This project implements a friendly chatbot capable of using Retrieval-Augmented Generation (RAG) to answer questions about specific episodes of the Lex Fridman podcast published on YouTube. The chatbot is implemented using user-friendly Streamlit interface and can also be run locally and free of charge by using Ollama for LLM generation.

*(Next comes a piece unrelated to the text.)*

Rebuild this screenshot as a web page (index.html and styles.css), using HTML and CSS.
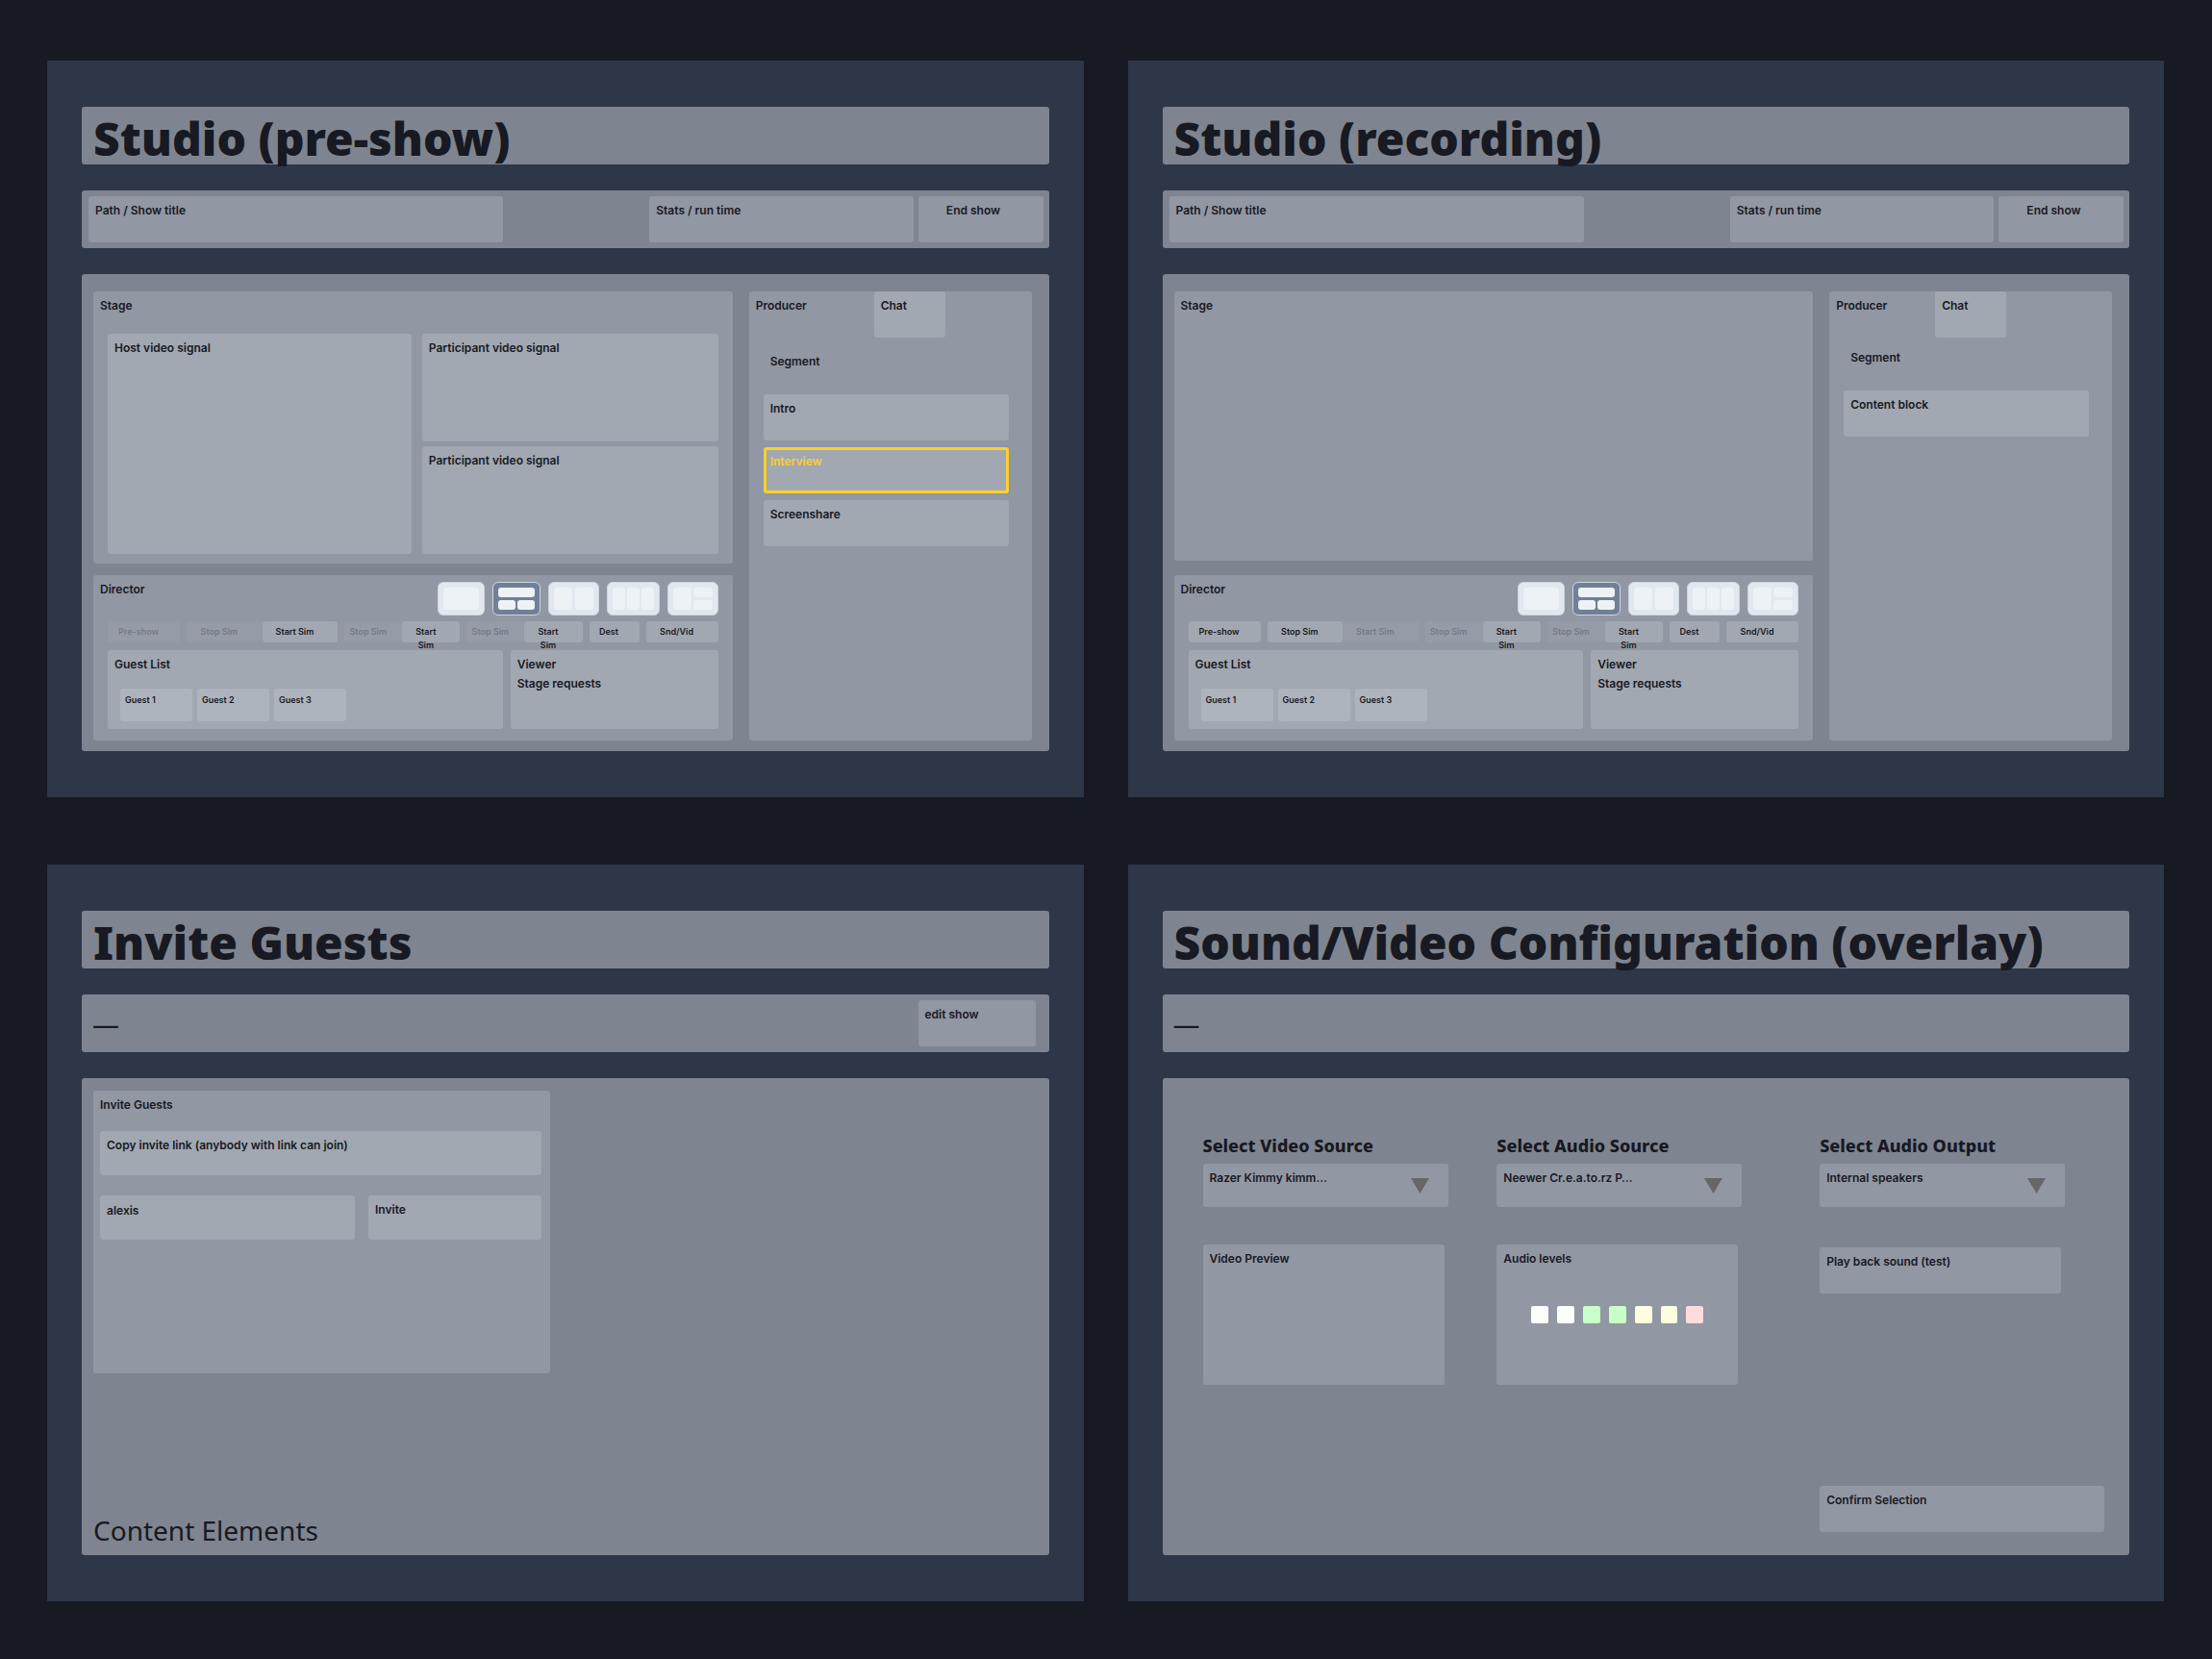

The full dataset for the Lex Fridman podcast is available in the folder 'JSON_storage'. Alternatively, you can obtain the dataset autonomously by checking and using the project YouTube Channel Video Tracker and then following the steps in the files create_video_db.ipynb
and create_transcript_db.ipynb
.
- Local database with more than 400 Lex Fridman podcast episodes
- Interactive chat interface to explore podcast episodes via Streamlit
- RAG-based question answering system
- Support for MongoDB and local JSON storage
- Step-by-step guide on how to prepare the dataset
ONE among the following solutions:
- Ollama installed locally with some models loaded ( suggested models are gemma2:2b and llama3.1:8b )
- OpenAI API key set up
- Anthropic API key set up
-
Clone the repository:
git clone https://github.com/CharlieNestor/chat_with_Lex_RAG.git
-
Create your own virtual environment and install the dependencies:
python -m venv venv source venv/bin/activate pip install -r requirements.txt
-
Set up environment variables:
- Create a
.env
file in the project root - Add necessary environment variables, for example:
MONGO_URI=mongodb://admin:password@localhost:27017/ OPENAI_API_KEY=your_openai_api_key ANTHROPIC_API_KEY=your_anthropic_api_key
- Create a
-
Run the Streamlit app:
streamlit run rag_video_streamlit.py
-
Select a podcast episode from the sidebar
-
Click "Load Interview" to prepare the RAG system
-
Start chatting and asking questions about the selected episode
This is still a work-in-progress project.